How Big Is a Cup, Really? Depends on Your Coffee Machine
Briefly

Coffee cup sizes in America have evolved over time, particularly after Starbucks popularized larger drink sizes in the late '80s. Esposito notes that prior to this shift, the typical coffee cup was around 5 ounces, similar to a British teacup, which many still consider reasonable. With Starbucks introducing a new language for coffee sizes, smaller cups became rare, leading to an inflation of cup sizes across cafes and a misunderstanding of what a "cup" of coffee actually means in consumers' minds. Coffee maker companies have yet to address these size discrepancies in their products.

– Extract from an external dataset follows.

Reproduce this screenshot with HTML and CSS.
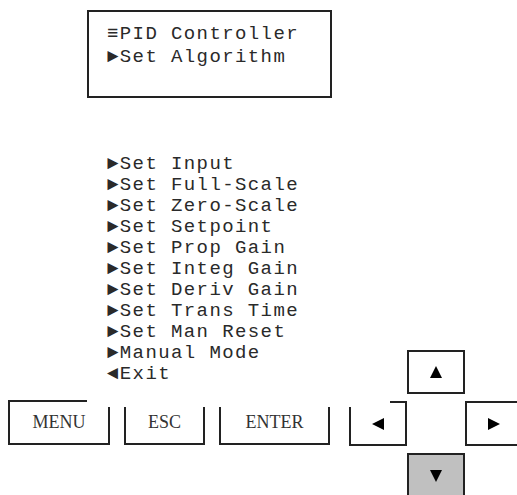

Blame It on the Mermaid You can demarcate coffee cups in America into two periods: B.S. and A.S. Everything began to change in the late '80s, Esposito says, somewhere around the time a former Xerox salesman named Howard Schultz decided to take a Seattle-founded coffee shop onto the national stage. After Starbucks, coffee cups got bigger.
"They created their own language for all of their drinks and sizes and everything. So a 'small' to Starbucks is really kind of like a 'large' everywhere else," says Jemison, the Portland coffee machine salesperson.
"From my memory, until Starbucks, most of the coffee drinks were reasonable. I mean, the cups were a reasonable size," Esposito confirms to WIRED. "And then the larger sizes were introduced."
"When people come in and ask for a coffee maker and they look at '12 cups,' we automatically explain, 'That's not the size of, you know ... 12 of your cups,'" she said.